Il y a plusieurs enseignements. L'un d'entre eux, c'est qu'il faut intégrer et coordonner les services sanitaires et sociaux, l'aménagement urbain, les transports et les services connexes. C'est évident, semble-t-il, mais cela peut aboutir à l'aménagement d'un parc, par exemple, où les bancs publics ont un siège plus élevé, les personnes âgées ou handicapées pouvant alors se lever plus aisément. Ce ne peut se produire que si les urbanistes consultent les gérontologues. Des services bien coordonnés peuvent également être axés sur le domicile de la personne âgée, au lieu d'être fragmentés et dispersés.

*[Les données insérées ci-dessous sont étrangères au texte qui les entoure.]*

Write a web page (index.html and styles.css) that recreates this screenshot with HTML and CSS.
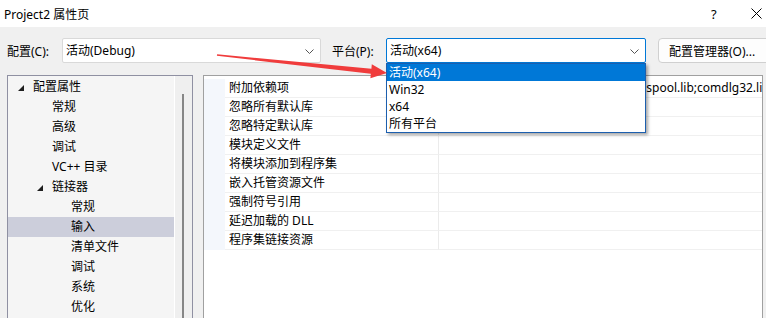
FILE: index.html
```html
<!DOCTYPE html>
<html>
<head>
    <meta charset="UTF-8">
    <title>Project2 属性页</title>
    <link rel="stylesheet" href="styles.css">
</head>
<body>
<div class="titlebar">
    <span class="title">Project2 属性页</span>
    <span class="help">?</span>
    <svg class="close" width="11" height="11" viewBox="0 0 11 11"><path d="M0.5 0.5L10.5 10.5M10.5 0.5L0.5 10.5" stroke="#000" stroke-width="1"/></svg>
</div>

<div class="toolbar">
    <span class="lbl lbl-config">配置(C):</span>
    <div class="combo combo-config">
        活动(Debug)
        <svg class="chev" width="9" height="5" viewBox="0 0 9 5"><path d="M0.5 0.5L4.5 4.5L8.5 0.5" fill="none" stroke="#555" stroke-width="1"/></svg>
    </div>
    <span class="lbl lbl-platform">平台(P):</span>
    <div class="combo combo-platform">
        活动(x64)
        <svg class="chev" width="9" height="5" viewBox="0 0 9 5"><path d="M0.5 0.5L4.5 4.5L8.5 0.5" fill="none" stroke="#555" stroke-width="1"/></svg>
        <div class="droplist">
            <div class="opt sel">活动(x64)</div>
            <div class="opt">Win32</div>
            <div class="opt">x64</div>
            <div class="opt">所有平台</div>
        </div>
    </div>
    <button class="btn">配置管理器(O)...</button>
</div>

<div class="main">
    <div class="tree">
        <div class="tree-list">
            <div class="node l0"><span class="tw"><svg width="6" height="6" viewBox="0 0 6 6"><path d="M6 0L6 6L0 6Z" fill="#1e1e1e"/></svg></span>配置属性</div>
            <div class="node l1">常规</div>
            <div class="node l1">高级</div>
            <div class="node l1">调试</div>
            <div class="node l1">VC++ 目录</div>
            <div class="node l1x"><span class="tw"><svg width="6" height="6" viewBox="0 0 6 6"><path d="M6 0L6 6L0 6Z" fill="#1e1e1e"/></svg></span>链接器</div>
            <div class="node l2">常规</div>
            <div class="node l2 active">输入</div>
            <div class="node l2">清单文件</div>
            <div class="node l2">调试</div>
            <div class="node l2">系统</div>
            <div class="node l2">优化</div>
        </div>
        <div class="vscroll"><div class="thumb"></div></div>
    </div>

    <div class="grid">
        <div class="row"><div class="gut"></div><div class="name">附加依赖项</div><div class="val">kernel32.lib;user32.lib;gdi32.lib;winspool.lib;comdlg32.lib;advapi32.lib;shell32.lib;ole32.lib;oleaut32.lib;uuid.lib;odbc32.lib;odbccp32.lib;%(AdditionalDependencies)</div></div>
        <div class="row"><div class="gut"></div><div class="name">忽略所有默认库</div><div class="val"></div></div>
        <div class="row"><div class="gut"></div><div class="name">忽略特定默认库</div><div class="val"></div></div>
        <div class="row"><div class="gut"></div><div class="name">模块定义文件</div><div class="val"></div></div>
        <div class="row"><div class="gut"></div><div class="name">将模块添加到程序集</div><div class="val"></div></div>
        <div class="row"><div class="gut"></div><div class="name">嵌入托管资源文件</div><div class="val"></div></div>
        <div class="row"><div class="gut"></div><div class="name">强制符号引用</div><div class="val"></div></div>
        <div class="row"><div class="gut"></div><div class="name">延迟加载的 DLL</div><div class="val"></div></div>
        <div class="row"><div class="gut"></div><div class="name">程序集链接资源</div><div class="val"></div></div>
    </div>
</div>

<!-- red annotation arrow -->
<svg class="arrow" width="766" height="318" viewBox="0 0 766 318">
    <polygon points="217.1,54.2 371.4,68.8 371.8,64.3 387,73 370.4,78.3 370.8,73.8 216.9,55.8" fill="#f03c3c"/>
</svg>
</body>
</html>
```

FILE: styles.css
```css
body {
    margin: 0;
    width: 766px;
    height: 318px;
    overflow: hidden;
    position: relative;
    background-color: #f0f0f0;
    font-family: "Noto Sans", "Noto Sans CJK SC", sans-serif;
    font-size: 12px;
    color: #000;
}

.titlebar {
    height: 27px;
    background-color: #fff;
    display: flex;
    align-items: center;
}
.title {
    padding-left: 4px;
    flex: 1;
}
.help {
    width: 12px;
    margin-right: 28px;
    font-size: 13px;
}
.close {
    margin-right: 4px;
}

.toolbar {
    display: flex;
    align-items: center;
    height: 25px;
    margin-top: 11px;
    padding-left: 7px;
}
.lbl {
    flex: none;
}
.lbl-config {
    width: 55px;
}
.lbl-platform {
    width: 54px;
    margin-left: 11px;
}

.combo {
    position: relative;
    flex: none;
    box-sizing: border-box;
    height: 25px;
    line-height: 23px;
    padding-left: 3px;
    background-color: #fff;
    border: 1px solid #d9d9d9;
    border-radius: 2px;
}
.combo-config {
    width: 259px;
}
.combo-platform {
    width: 260px;
    border-color: #0078d7;
}
.chev {
    position: absolute;
    right: 6px;
    top: 10px;
}

.droplist {
    position: absolute;
    left: -1px;
    top: 24px;
    width: 258px;
    border: 1px solid #1c5fae;
    background-color: #fff;
    box-shadow: 2px 2px 3px rgba(0, 0, 0, 0.35);
    z-index: 2;
}
.opt {
    height: 17px;
    line-height: 17px;
    padding-left: 2px;
}
.opt.sel {
    background-color: #0078d7;
    color: #fff;
}

.btn {
    flex: none;
    margin-left: 12px;
    width: 112px;
    height: 25px;
    padding: 0 0 0 10px;
    text-align: left;
    font-family: "Noto Sans", "Noto Sans CJK SC", sans-serif;
    font-size: 12px;
    color: #000;
    background-color: #fdfdfd;
    border: 1px solid #d0d0d0;
    border-radius: 4px;
}

.main {
    display: flex;
    gap: 10px;
    margin-top: 12px;
    padding-left: 7px;
}

.tree {
    display: flex;
    flex: none;
    width: 186px;
    height: 244px;
    box-sizing: border-box;
    border: 1px solid #8f90a2;
}
.tree-list {
    width: 166px;
    padding-top: 1px;
    background-color: #f5f5f5;
    border-right: 1px solid #fff;
}
.node {
    height: 20px;
    line-height: 20px;
    white-space: nowrap;
}
.node.active {
    background-color: #cccedb;
}
.tw {
    display: inline-block;
    width: 15px;
    height: 20px;
    vertical-align: top;
}
.tw svg {
    display: block;
    margin-top: 8px;
}
.l0 { padding-left: 10px; }
.l1 { padding-left: 44px; }
.l1x { padding-left: 29px; }
.l2 { padding-left: 63px; }

.vscroll {
    flex: 1;
    background-color: #efefef;
    position: relative;
    overflow: hidden;
}
.thumb {
    position: absolute;
    left: 7px;
    top: 18px;
    width: 2px;
    height: 230px;
    background-color: #868686;
}

.grid {
    flex: none;
    width: 560px;
    height: 244px;
    box-sizing: border-box;
    padding-top: 3px;
    background-color: #fff;
    border: 1px solid #a0a0a0;
}
.row {
    display: flex;
    height: 19px;
}
.gut {
    width: 21px;
    background-color: #f4f7fc;
}
.name {
    box-sizing: border-box;
    width: 214px;
    padding-left: 4px;
    line-height: 18px;
    border-bottom: 1px solid #f0f0f0;
    border-right: 1px solid #ebebeb;
    white-space: nowrap;
}
.val {
    flex: 1;
    min-width: 0;
    padding-left: 8px;
    line-height: 18px;
    border-bottom: 1px solid #f0f0f0;
    white-space: nowrap;
    overflow: hidden;
}

.arrow {
    position: absolute;
    left: 0;
    top: 0;
    z-index: 3;
    pointer-events: none;
}
```
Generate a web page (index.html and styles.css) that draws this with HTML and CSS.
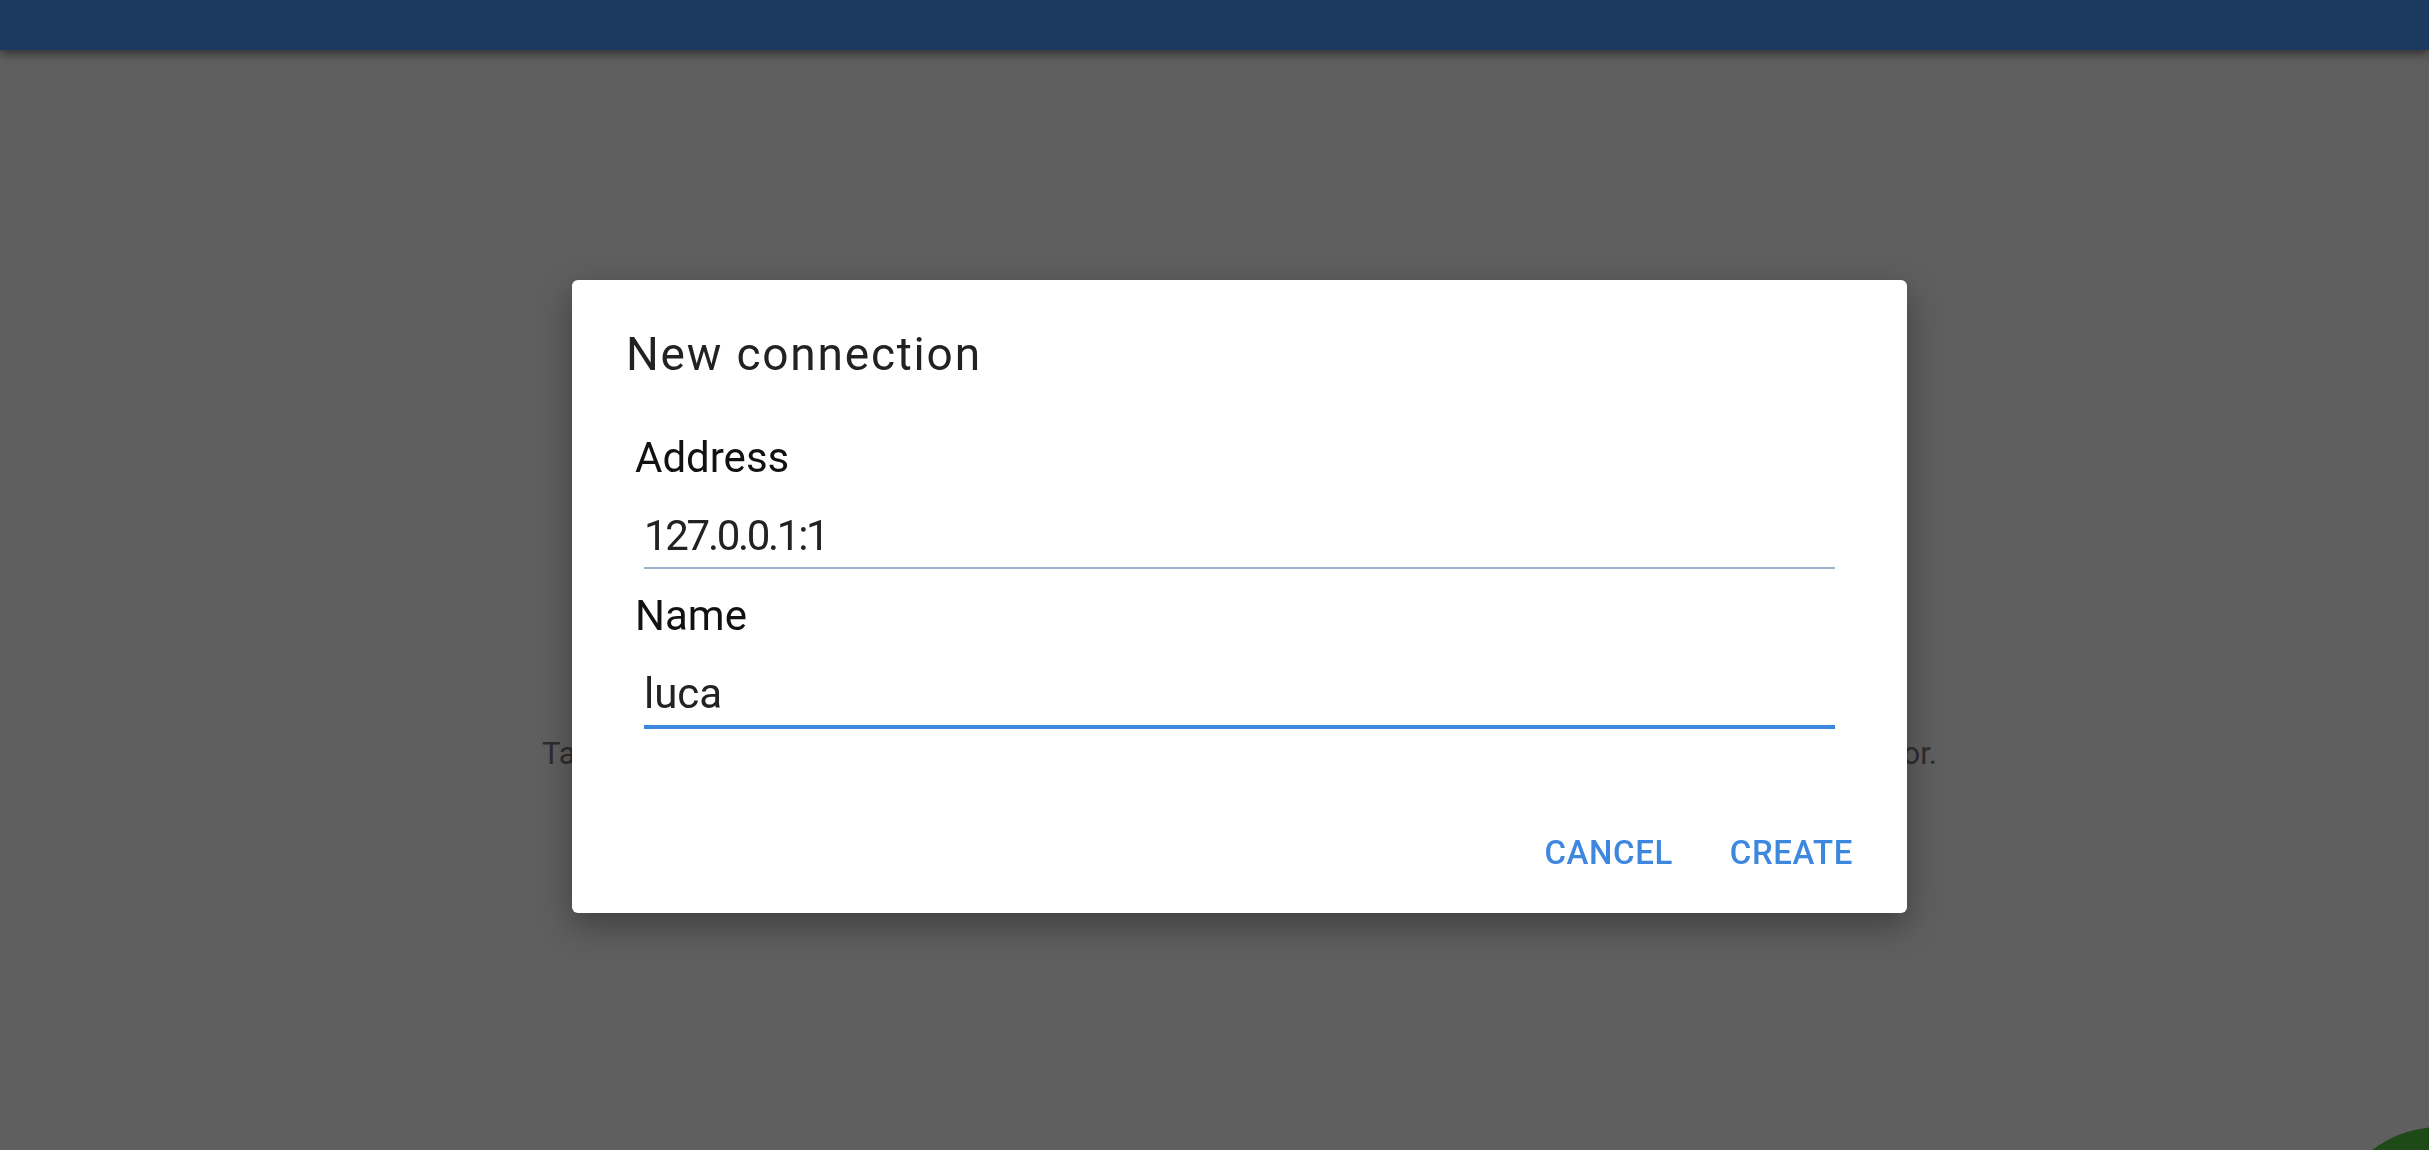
FILE: index.html
```html
<!DOCTYPE html>
<html lang="en">
<head>
    <meta charset="UTF-8">
    <meta name="viewport" content="width=device-width, initial-scale=1.0">
    <title>Connections</title>
    <link rel="stylesheet" href="styles.css">
</head>
<body>
    <header class="appbar"></header>

    <main class="content">
        <p class="empty-hint">Tap the button below to add a new connection, or scan the QR code shown in the desktop editor.</p>
    </main>

    <div class="fab"></div>

    <div class="overlay">
        <div class="dialog">
            <h2 class="dialog-title">New connection</h2>

            <div class="field">
                <label class="field-label" for="address">Address</label>
                <input type="text" id="address" class="field-input address-input" value="127.0.0.1:1">
            </div>

            <div class="field">
                <label class="field-label" for="name">Name</label>
                <input type="text" id="name" class="field-input focused" value="luca">
            </div>

            <div class="dialog-actions">
                <button class="text-btn">Cancel</button>
                <button class="text-btn">Create</button>
            </div>
        </div>
    </div>
</body>
</html>
```

FILE: styles.css
```css
:root {
    --appbar: #1c3961;
    --page-bg: #5f5f5f;
    --accent: #3d87df;
    --underline: #a0b1d0;
    --text-dark: #1e1e1e;
}

* {
    margin: 0;
    padding: 0;
    box-sizing: border-box;
}

html, body {
    height: 100%;
}

body {
    font-family: Roboto, 'Noto Sans', sans-serif;
    background-color: var(--page-bg);
    color: var(--text-dark);
    overflow: hidden;
    display: flex;
    flex-direction: column;
}

.appbar {
    height: 50px;
    flex-shrink: 0;
    background-color: var(--appbar);
    box-shadow: 0 3px 10px rgba(0, 0, 0, 0.55);
    position: relative;
    z-index: 1;
}

.content {
    flex: 1;
    display: flex;
    justify-content: center;
    padding-left: 50px;
    padding-top: 684px;
}

.empty-hint {
    width: 1395px;
    font-size: 31px;
    line-height: 40px;
    color: #2d2d2d;
    text-align: justify;
    text-align-last: justify;
}

.fab {
    position: fixed;
    left: 2328px;
    top: 1127px;
    width: 224px;
    height: 224px;
    border-radius: 50%;
    background-color: #1e4a17;
}

.overlay {
    position: fixed;
    top: 50px;
    left: 0;
    right: 0;
    bottom: 0;
    display: flex;
    align-items: center;
    justify-content: center;
    padding-left: 50px;
    padding-bottom: 8px;
    z-index: 2;
}

.dialog {
    width: 1335px;
    background-color: #ffffff;
    border-radius: 6px;
    box-shadow: 0 12px 34px rgba(0, 0, 0, 0.35);
    padding: 46px 54px 40px;
    display: flex;
    flex-direction: column;
}

.dialog-title {
    font-size: 46px;
    line-height: 56px;
    font-weight: 400;
    letter-spacing: 1.8px;
    color: #222222;
    margin-bottom: 51px;
}

.field {
    display: flex;
    flex-direction: column;
    padding: 0 9px;
}

.field + .field {
    margin-top: 22px;
}

.field-label {
    font-size: 42px;
    line-height: 50px;
    color: #111111;
    margin-bottom: 28px;
}

.field-input {
    margin: 0 9px;
    font-family: inherit;
    font-size: 42px;
    line-height: 50px;
    height: 58px;
    padding: 0 0 6px;
    border: none;
    border-bottom: 2px solid var(--underline);
    color: #222222;
    background: transparent;
    outline: none;
}

.address-input {
    letter-spacing: -2.3px;
}

.field-input.focused {
    height: 60px;
    border-bottom: 4px solid var(--accent);
}

.dialog-actions {
    display: flex;
    justify-content: flex-end;
    gap: 57px;
    margin-top: 104px;
}

.text-btn {
    font-family: inherit;
    font-size: 33px;
    line-height: 40px;
    font-weight: 500;
    letter-spacing: 0.6px;
    text-transform: uppercase;
    color: var(--accent);
    background: transparent;
    border: none;
    cursor: pointer;
}
```
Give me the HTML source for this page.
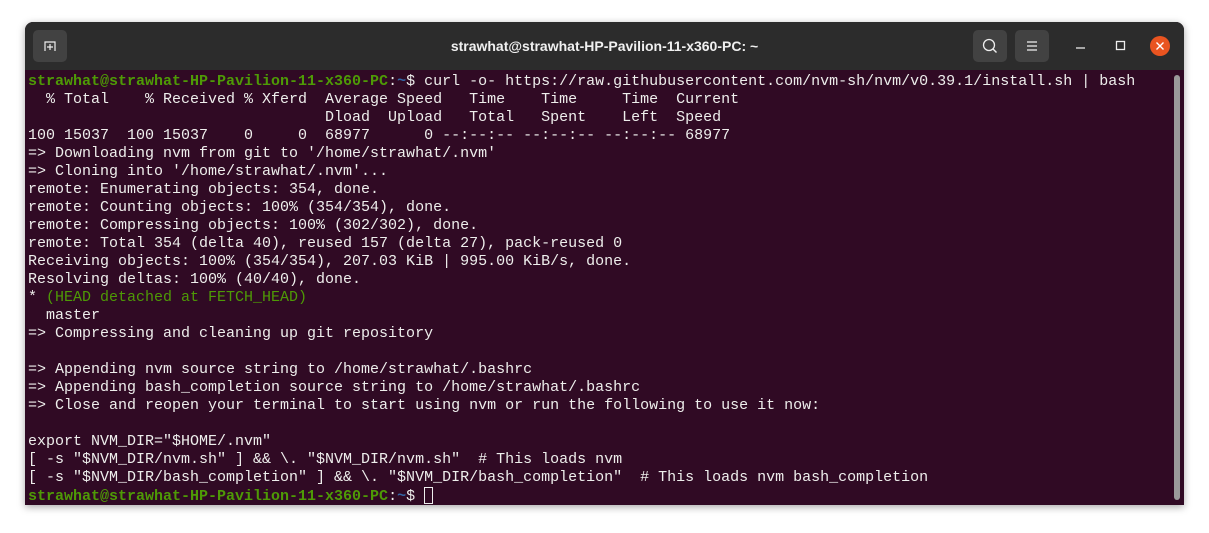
<!DOCTYPE html>
<html><head><meta charset="utf-8"><style>
html,body{margin:0;padding:0;background:#fff;width:1209px;height:533px;overflow:hidden}
.win{position:absolute;left:25px;top:22px;width:1159px;height:483px;background:#300a24;border-radius:8px 8px 0 0;box-shadow:0 2px 8px rgba(0,0,0,.35);overflow:hidden}
.tb{position:absolute;left:0;top:0;width:100%;height:48px;background:#2c2c2c;}
.title{position:absolute;left:0;right:0;top:0;text-align:center;color:#f0f0f0;font:bold 14px "Liberation Sans",sans-serif;line-height:48px}
.btn{position:absolute;top:8px;width:34px;height:32px;background:#424242;border-radius:5px}
.term{position:absolute;left:3px;top:51px;font:15px "Liberation Mono",monospace;line-height:18px;color:#eeeeec;white-space:pre;margin:0}
.g{color:#4e9a06;font-weight:bold}.b{color:#3465a4;font-weight:bold}.gn{color:#4e9a06}
.sb{position:absolute;left:1149px;top:53px;width:6px;height:425px;background:#9a9a9a;border-radius:3px}
.cur{display:inline-block;width:9px;height:17px;border:1px solid #eee;vertical-align:-4px;box-sizing:border-box}
</style></head><body>
<div class="win">
<div class="tb">
<div class="title">strawhat@strawhat-HP-Pavilion-11-x360-PC: ~</div>
<div class="btn" style="left:8px"><svg width="34" height="32"><path d="M12 21V12h10v9" fill="none" stroke="#eee" stroke-width="1.2"/><path d="M17 14v6M14 17h6" stroke="#eee" stroke-width="1.2"/></svg></div>
<div class="btn" style="left:948px"><svg width="34" height="32"><circle cx="16" cy="15" r="5.5" fill="none" stroke="#eee" stroke-width="1.3"/><path d="M20 19l3.5 3.5" stroke="#eee" stroke-width="1.4"/></svg></div>
<div class="btn" style="left:990px"><svg width="34" height="32"><path d="M12 12h10M12 16h10M12 20h10" stroke="#eee" stroke-width="1.2"/></svg></div>
<svg style="position:absolute;left:1045px;top:14px" width="110" height="22"><path d="M6 12h9" stroke="#eee" stroke-width="1.3"/><rect x="46.5" y="5.5" width="8" height="8" fill="none" stroke="#eee" stroke-width="1.3"/><circle cx="90" cy="10" r="10" fill="#e95420"/><path d="M86.5 6.5l7 7M93.5 6.5l-7 7" stroke="#fff" stroke-width="1.4"/></svg>
</div>
<div class="sb"></div>
<pre class="term"><span class="g">strawhat@strawhat-HP-Pavilion-11-x360-PC</span>:<span class="b">~</span>$ curl -o- https://raw.githubusercontent.com/nvm-sh/nvm/v0.39.1/install.sh | bash
  % Total    % Received % Xferd  Average Speed   Time    Time     Time  Current
                                 Dload  Upload   Total   Spent    Left  Speed
100 15037  100 15037    0     0  68977      0 --:--:-- --:--:-- --:--:-- 68977
=> Downloading nvm from git to '/home/strawhat/.nvm'
=> Cloning into '/home/strawhat/.nvm'...
remote: Enumerating objects: 354, done.
remote: Counting objects: 100% (354/354), done.
remote: Compressing objects: 100% (302/302), done.
remote: Total 354 (delta 40), reused 157 (delta 27), pack-reused 0
Receiving objects: 100% (354/354), 207.03 KiB | 995.00 KiB/s, done.
Resolving deltas: 100% (40/40), done.
* <span class="gn">(HEAD detached at FETCH_HEAD)</span>
  master
=> Compressing and cleaning up git repository

=> Appending nvm source string to /home/strawhat/.bashrc
=> Appending bash_completion source string to /home/strawhat/.bashrc
=> Close and reopen your terminal to start using nvm or run the following to use it now:

export NVM_DIR="$HOME/.nvm"
[ -s "$NVM_DIR/nvm.sh" ] &amp;&amp; \. "$NVM_DIR/nvm.sh"  # This loads nvm
[ -s "$NVM_DIR/bash_completion" ] &amp;&amp; \. "$NVM_DIR/bash_completion"  # This loads nvm bash_completion
<span class="g">strawhat@strawhat-HP-Pavilion-11-x360-PC</span>:<span class="b">~</span>$ <span class="cur"></span></pre>
</div>
</body></html>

La Finlande et le Japon ont effectué beaucoup d'études sur la productivité et les salariés âgés. Comme ces pays manquent de bras, ils encouragent leurs travailleurs à rester actifs plus longtemps. De sorte qu'ils font un gros effort pour étudier par exemple l'ergonomie, qui peut accroître la productivité et la satisfaction professionnelle. Ainsi, lorsque la force physique d'une personne décline à un certain âge, un levier permet d'exercer une force plus grande. Pour aider ceux dont la vue baisse, on peut prévoir des consoles qui affichent des lettres de taille plus grande. Ce sont des interventions simples et peu coûteuses qui ont des incidences importantes sur la productivité et la prévention des accidents.